PEEK supplier settles monopoly charges with FTC

Invibio, the first company to sell the high-performance polymer polyetheretherketone (PEEK) used by medical device makers to construct spinal, orthopedic, and other human implants, has agreed to enter into a proposed consent agreement with the Federal Trade Commission (FTC) settling charges that it violated federal antitrust law by using long-term exclusive contracts to impede competitors and retain a 90 percent monopoly of PEEK sales worldwide.

According to a draft administrative complaint by the FTC, Invibio and Invibio Limited, along with their corporate parent, Victrex plc (Invibio) is the dominant supplier of implant-grade PEEK. Invibio’s only competitors are Solvay Specialty Polymers LLC (Solvay) and Evonik Corporation (Evonik). The complaint further alleged that:

  • Solvay and Evonik each began to sell PEEK after Invibio had established market dominance, offering prices significantly below the prices charged by Invibio.
  • Invibio supplies PEEK to medical device makers primarily pursuant to long-term supply contracts, which it employed both before and after market entry by Solvay and Evonik, and which included exclusivity terms.
  • Invibio employed various strategies to coerce or induce device makers to accede to exclusivity terms, including threatening to discontinue PEEK supply or to withhold access to regulatory support.
  • Invibio’s insistence on exclusivity terms was a deliberate and successful strategy to hinder its competitors and to maintain its monopoly power.
  • In 2014, years after entry by Solvay and Evonik, and despite Solvay’s and Evonik’s lower prices, Invibio still accounted for over 90 percent of PEEK sales worldwide. A substantial majority of these sales were foreclosed from Solvay and Evonik due to the exclusivity terms in Invibio’s long-term supply contracts.

The complaint concluded that due to Invibio’s conduct, Solvay and Evonik have been hampered in their efforts to compete against Invibio, including in developing valuable customer relationships that would bolster the entrants’ reputations, and in realizing sufficient returns to justify further investment in the business.

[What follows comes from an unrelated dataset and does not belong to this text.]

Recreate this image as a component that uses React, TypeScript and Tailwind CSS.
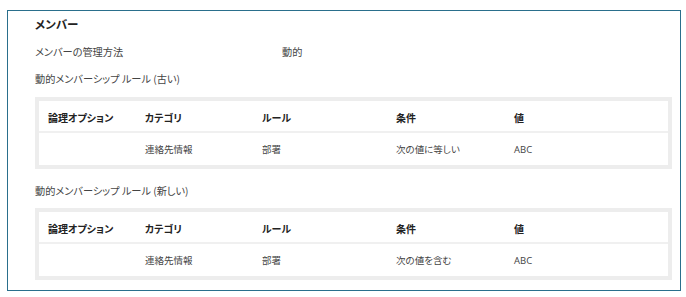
import React from 'react';

const columns = ['論理オプション', 'カテゴリ', 'ルール', '条件', '値'];

type Rule = {option: string; category: string; rule: string; condition: string; value: string};

function RuleTable({row}: {row: Rule}) {
  const cells = [row.option, row.category, row.rule, row.condition, row.value];
  return (
    <div className="mr-[8px] border-4 border-[#ededed] bg-white">
      <div className="grid h-[32px] grid-cols-[97px_117px_134px_118px_1fr] items-center border-b-2 border-[#f0f0f0] pl-[9px] pt-[2px] text-[10px] font-bold text-[#222]">
        {columns.map((c) => (
          <div key={c}>{c}</div>
        ))}
      </div>
      <div className="grid h-[32px] grid-cols-[97px_117px_134px_118px_1fr] items-center pl-[9px] text-[9.5px] text-[#444]">
        {cells.map((c, i) => (
          <div key={i} className={i === 4 ? 'pt-[2px] font-["Open_Sans",sans-serif]' : ''}>
            {c}
          </div>
        ))}
      </div>
    </div>
  );
}

export default function App() {
  return (
    <div className="h-[297px] w-[686px] bg-white pl-[7px] pt-[10px] font-['Noto_Sans_CJK_JP','Noto_Sans',sans-serif] [font-feature-settings:'palt']">
      <div className="h-[281px] w-[674px] border border-[#2a6f8c] pl-[27px]">
        <div className="h-[26px] text-[11.5px] font-bold leading-[26px] text-[#222]">メンバー</div>
        <div className="flex h-[30px] items-center text-[10.2px] text-[#444]">
          <span className="w-[247px]">メンバーの管理方法</span>
          <span>動的</span>
        </div>
        <div className="h-[24px] text-[10.2px] leading-[24px] text-[#444]">動的メンバーシップ ルール (古い)</div>
        <div className="mt-[6px]">
          <RuleTable row={{option: '', category: '連絡先情報', rule: '部署', condition: '次の値に等しい', value: 'ABC'}} />
        </div>
        <div className="h-[39px] pt-[12px] text-[10.2px] leading-[20px] text-[#444]">動的メンバーシップ ルール (新しい)</div>
        <RuleTable row={{option: '', category: '連絡先情報', rule: '部署', condition: '次の値を含む', value: 'ABC'}} />
      </div>
    </div>
  );
}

As a result, the FTC alleged that purchasers of PEEK were deprived of a meaningful choice among suppliers and denied the full benefits of competition.

Proposed consent agreement

Under a proposed consent agreement, Invibio will be prevented from entering into exclusive supply contracts and from keeping current customers from using an alternate source of PEEK in new products. The agreement also requires the following:

  • Invibio must allow current customers to modify existing contracts to eliminate the requirement that the customer purchase PEEK for existing products exclusively from Invibio.
  • Invibio is barred from using pricing terms in new contracts that could effectively result in an exclusive arrangement between Invibio and a device maker. These prohibited terms include (1) setting minimum purchase requirements, (2) conditioning discounts or important services on a device maker’s purchase from Invibio of a specified percentage of its PEEK requirements, and (3) providing retroactive volume discounts.
  • Invibio must establish an antitrust compliance program for its employees and officers.

Effect of the consent agreement

The proposed consent agreement is entered into for settlement purposes only and does not constitute an admission by Invibio that it has violated the law as alleged in the administrative complaint, or that the facts as alleged in the complaint, other than jurisdictional facts, are true. The consent agreement is only effective upon execution by the parties and acceptance by the Commission. According to a press release from the FTC’s Bureau of Competition, a Commission vote to issue the administrative complaint and accept the proposed consent agreement for public comment was 3-0.

The proposed agreement package will be published in the Federal Register shortly and subject to public comment for 30 days. The FTC has made available to the public an analysis of the agreement to aid the public in commenting. After the close of the comment period, the Commission may then issue its final decision and order or withdraw its acceptance of the agreement if it deems appropriate.